The timeliness for telling this story is ironic, considering that the tale begins in Avalon, NJ which suffered damage from the assault of Hurricane Sandy earlier this week. My family rented a house in Avalon, every summer during the years that my siblings and I were growing up. Until we owned a boat, (early 1970's), we rented an assortment of cottages within walking distance of or a short drive to the beach. In Henry's early life, Avalon was a sleepy seashore village dotted with an eclectic array of yellow, blue, gray, pink and green clapboard bungalows that lined the grid of numbered streets and avenues crisscrossing the island.
Initially, we took Henry with us on vacation despite his dislike for riding in the car and being away from home. Once we arrived at our rental cottage, Henry established a strict routine by staying out all day and returning to the cottage just before dark every evening. Throughout the day we caught glimpses of him here and there, but never seemed to worry about him as he always returned by dusk. At the time, Avalon possessed many scrubby empty lots that were years away from being built up with more seashore homes. Henry spent his day hiding in the tall grassy lot next door or peeking out from behind the lattice slats that skirted the foundation of the cottage. Whatever he was up to, we never knew, and although I would never let a cat out of my sight in today's busy vacation hot spots, the practice was widely accepted in the late 60's. Since we returned home with Henry in one piece at the end of the vacation, the matter was never a concern. That is until the year that Henry accidentally exited the cottage on the morning we were packing to go home.
The family version of the story pin points me, the youngest, as the accomplice who may have opened the door allowing him to escape. Regardless of who sprung the cat; Henry was gone, lickity split! And according to his internal clock, not due back until dark. After lots of blaming and scolding, the fact still remained that Henry was not available to make the trip home with us in the car, now packed to travel two and half hours back to Philadelphia....away from our dear cat.
With no other choice and with lots of wailing tears, we drove away in our station wagon. I don't remember much about the trip home, but I can imagine it wasn't very pleasant. I do, however recall a sense of urgency as we unpacked the car once we arrived in our driveway later that afternoon. The boxes, suitcases, bags of food, and assortment of beach toys were no sooner unloaded from the station wagon, when my brother, George, (age 10), and my father backed out of the driveway and headed back to Avalon!

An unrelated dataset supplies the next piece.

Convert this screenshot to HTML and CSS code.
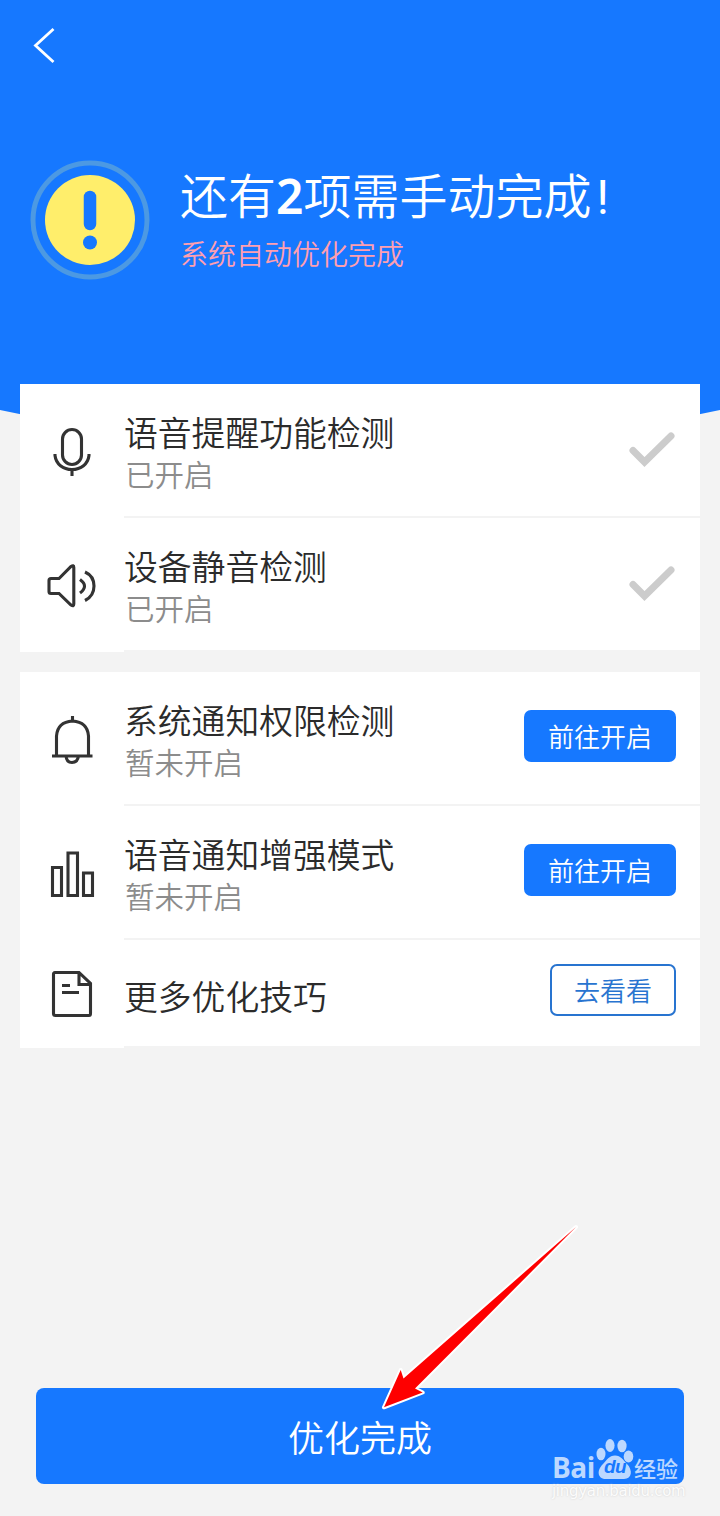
FILE: index.html
```html
<!DOCTYPE html>
<html lang="zh-CN">
<head>
    <meta charset="UTF-8">
    <meta name="viewport" content="width=device-width, initial-scale=1.0">
    <title>优化检测</title>
    <link rel="stylesheet" href="styles.css">
</head>
<body>

    <!-- Header -->
    <div class="header">
        <svg class="curve" viewBox="0 0 720 60" width="720" height="60"><path d="M0 0H720V26Q360 106 0 26Z" fill="#1678ff"/></svg>
        <div class="topbar">
            <svg class="back" width="24" height="38" viewBox="0 0 24 38"><path d="M21.500 2L3.500 18.500L21.500 35" fill="none" stroke="#fff" stroke-width="2.800"/></svg>
        </div>
        <div class="status">
            <svg width="120" height="120" viewBox="0 0 120 120">
                <circle cx="60" cy="60" r="57" fill="none" stroke="#4c99e3" stroke-width="5"/>
                <circle cx="60" cy="60" r="45" fill="#ffee6b"/>
                <path d="M60 37V64" stroke="#1678ff" stroke-width="12.5" stroke-linecap="round"/>
                <circle cx="60" cy="82.5" r="7" fill="#1678ff"/>
            </svg>
            <div class="status-text">
                <h1>还有<b>2</b>项需手动完成<span class="mark">!</span></h1>
                <p>系统自动优化完成</p>
            </div>
        </div>
    </div>

    <!-- Finished checks -->
    <div class="card">
        <div class="row">
            <svg class="icon" viewBox="0 0 56 56">
                <rect x="18.500" y="5.500" width="19" height="35" rx="9.5"/>
                <path d="M11 30V31.500C12 40 19 45.500 28 45.500S44 40 45 31.500V30M28 45.500V52"/>
            </svg>
            <div class="row-body">
                <div class="row-text">
                    <h2>语音提醒功能检测</h2>
                    <p>已开启</p>
                </div>
                <svg class="check" width="46" height="36" viewBox="0 0 46 36"><path d="M4 18.500L15.500 30L42 4"/></svg>
            </div>
        </div>
        <div class="row">
            <svg class="icon" viewBox="0 0 56 56">
                <path d="M5 22.500Q5 20.500 7 20.500H15L27 8.500Q29.800 6.500 29.800 9.500V46Q29.800 49 27 47L15 35.500H7Q5 35.500 5 33.500ZM36 21.500Q45 28 36 35M41 14Q50 18 50 28T41 42.500"/>
            </svg>
            <div class="row-body">
                <div class="row-text">
                    <h2>设备静音检测</h2>
                    <p>已开启</p>
                </div>
                <svg class="check" width="46" height="36" viewBox="0 0 46 36"><path d="M4 18.500L15.500 30L42 4"/></svg>
            </div>
        </div>
    </div>

    <!-- Checks to finish by hand -->
    <div class="card">
        <div class="row">
            <svg class="icon" viewBox="0 0 56 56">
                <path d="M28.500 4V9M12.500 43V24Q13.500 10 28.500 9Q43.500 10 44.500 24V43M8 44H48.500M22 44Q22.500 50.500 28 50.500T34.500 44"/>
            </svg>
            <div class="row-body">
                <div class="row-text">
                    <h2>系统通知权限检测</h2>
                    <p>暂未开启</p>
                </div>
                <button class="btn">前往开启</button>
            </div>
        </div>
        <div class="row">
            <svg class="icon" viewBox="0 0 56 56">
                <path d="M8.500 21.500H17.500V49.500H8.500ZM24 7H33.500V49.500H24ZM39.500 27H48.500V49.500H39.500Z"/>
            </svg>
            <div class="row-body">
                <div class="row-text">
                    <h2>语音通知增强模式</h2>
                    <p>暂未开启</p>
                </div>
                <button class="btn">前往开启</button>
            </div>
        </div>
        <div class="row row-small">
            <svg class="icon" viewBox="0 0 56 56">
                <path d="M11 6.500H35L46.500 17.500V47.500Q46.500 49.500 45 49.500H11.500Q9.500 49.500 9.500 47.500V8.500Q9.500 6.500 11 6.500ZM35 6.500V18.500H46M18 19.500H26M18 26.500H35"/>
            </svg>
            <div class="row-body">
                <div class="row-text">
                    <h2>更多优化技巧</h2>
                </div>
                <button class="btn btn-outline">去看看</button>
            </div>
        </div>
    </div>

    <button class="done">优化完成</button>

    <!-- Pointer to the main button -->
    <svg class="arrow" width="210" height="200" viewBox="0 0 210 200">
        <path d="M198 6L25.500 157.500L22.700 149L6 186.300L44.700 171.500L37 167.500Z"/>
    </svg>

    <!-- Watermark -->
    <div class="watermark">
        <div class="brand">
            <span class="bai">Bai</span>
            <span class="paw">
                <svg width="38" height="42" viewBox="0 0 38 42">
                    <ellipse cx="5" cy="16" rx="4.500" ry="6.300"/>
                    <ellipse cx="14" cy="7.500" rx="4.600" ry="6.500"/>
                    <ellipse cx="26" cy="8" rx="4.600" ry="6.300"/>
                    <ellipse cx="32.500" cy="18.500" rx="4.800" ry="6"/>
                    <path d="M19 17.500C25 17.500 27 22 31 26C37 32 36 41 28 41H10C2 41 0 33 7 26C11 22 13 17.500 19 17.500Z"/>
                </svg>
                <span class="du">du</span>
            </span>
            <span class="jy">经验</span>
        </div>
        <div class="site">jingyan.baidu.com</div>
    </div>

</body>
</html>
```
FILE: styles.css
```css
* {
    box-sizing: border-box;
}
body {
    position: relative;
    display: flex;
    flex-direction: column;
    height: 1516px;
    margin: 0;
    background-color: #f3f3f3;
    font-family: "Noto Sans CJK SC", sans-serif;
    color: #2b2b2b;
    overflow: hidden;
}
h1, h2, p {
    margin: 0;
    font-weight: 350;
}
button {
    border: none;
    padding: 0;
    font-family: inherit;
    font-weight: 350;
    cursor: pointer;
}
svg {
    display: block;
    flex: none;
}
/* Header */
.header {
    position: relative;
    height: 384px;
    flex: none;
    background-color: #1678ff;
    color: #fff;
}
.curve {
    position: absolute;
    top: 384px;
    left: 0;
}
.topbar {
    height: 160px;
    padding: 27px 32px;
}
.status {
    display: flex;
    padding-left: 30px;
    gap: 30px;
}
.status h1 {
    font-size: 48px;
    line-height: 66px;
    white-space: nowrap;
}
.status b {
    font-family: "Noto Sans", sans-serif;
    font-weight: 600;
}
.mark {
    font-family: Roboto, sans-serif;
    font-weight: 400;
    margin-left: 5px;
}
.status p {
    font-size: 28px;
    line-height: 44px;
    color: #ff9fb0;
}
/* Cards */
.card {
    position: relative;
    margin: 0 20px 20px;
    flex: none;
    background-color: #fff;
}
.row {
    display: flex;
    height: 134px;
    padding-left: 24px;
}
.row-small {
    height: 108px;
}
.icon {
    width: 56px;
    height: 56px;
    margin-top: 40px;
    fill: none;
    stroke: #333;
    stroke-width: 3.1;
}
.row-small .icon {
    margin-top: 26px;
}
.row-body {
    display: flex;
    flex: 1;
    justify-content: space-between;
    margin-left: 24px;
    padding-right: 24px;
    border-bottom: 2px solid #f3f3f3;
}
.row-text {
    padding-top: 23px;
}
.row-text h2 {
    font-size: 33.8px;
    line-height: 50px;
}
.row-text p {
    padding-left: 1px;
    font-size: 29.5px;
    line-height: 32px;
    color: #8c8c8c;
}
.row-small .row-text {
    padding-top: 31px;
}
.check {
    margin: 48px 1px 0 0;
    fill: none;
    stroke: #ccc;
    stroke-width: 7;
    stroke-linecap: round;
}
.btn {
    width: 152px;
    height: 52px;
    margin-top: 38px;
    border-radius: 7px;
    background-color: #1678ff;
    color: #fff;
    font-size: 26px;
    line-height: 52px;
}
.btn-outline {
    width: 126px;
    margin-top: 24px;
    border: 2px solid #2874d0;
    background-color: #fff;
    color: #2874d0;
    line-height: 48px;
}
.done {
    height: 96px;
    flex: none;
    margin: auto 36px 32px;
    border-radius: 8px;
    background-color: #1678ff;
    color: #fff;
    font-size: 36px;
}
.arrow {
    position: absolute;
    left: 378px;
    top: 1221px;
    fill: #fe0000;
    stroke: #fff;
    stroke-width: 4;
    stroke-linejoin: round;
    paint-order: stroke;
}
/* Watermark */
.watermark {
    position: absolute;
    left: 552px;
    top: 1438px;
    width: 132px;
}
.brand {
    display: flex;
    height: 44px;
    color: #bcd8ff;
}
.bai {
    width: 44px;
    font: bold 28px/59px "Open Sans", sans-serif;
    letter-spacing: -0.5px;
}
.paw {
    position: relative;
    width: 38px;
    fill: #bcd8ff;
}
.du {
    position: absolute;
    left: 8px;
    top: 17px;
    color: #1678ff;
    font: italic bold 19px/24px "Liberation Sans", sans-serif;
    letter-spacing: -0.5px;
}
.jy {
    font-size: 22px;
    font-weight: 500;
    line-height: 58px;
}
.site {
    font: 15px/18px "DejaVu Sans", sans-serif;
    letter-spacing: -0.3px;
    white-space: nowrap;
    color: #fcfcfc;
    text-shadow: 0 0 2px #ccc;
}
```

Their arrival at the rental cottage, shortly before sunset, was timed perfectly as the new renters were beginning to wonder about the cat camped out on their front steps and yowling to get in. With a meow of recognition and relief, Henry willingly submitted to being placed in the station wagon for its second trip home that day.
The last thing I remember from this family crisis was that my brother George, with Henry in his arms, visited my sister Sue, brother John and me at our bedsides to let us know that Henry was safe and finally home.
After writing today's blog entry, I am beginning to ask myself why there are no cats at Moose River Farm. I love cats and look forward to the day when one takes up residence in my life once again. Until then, my memories of Henry, Oliver, Cindy and the rest will comfort me with meow-echoes from the past.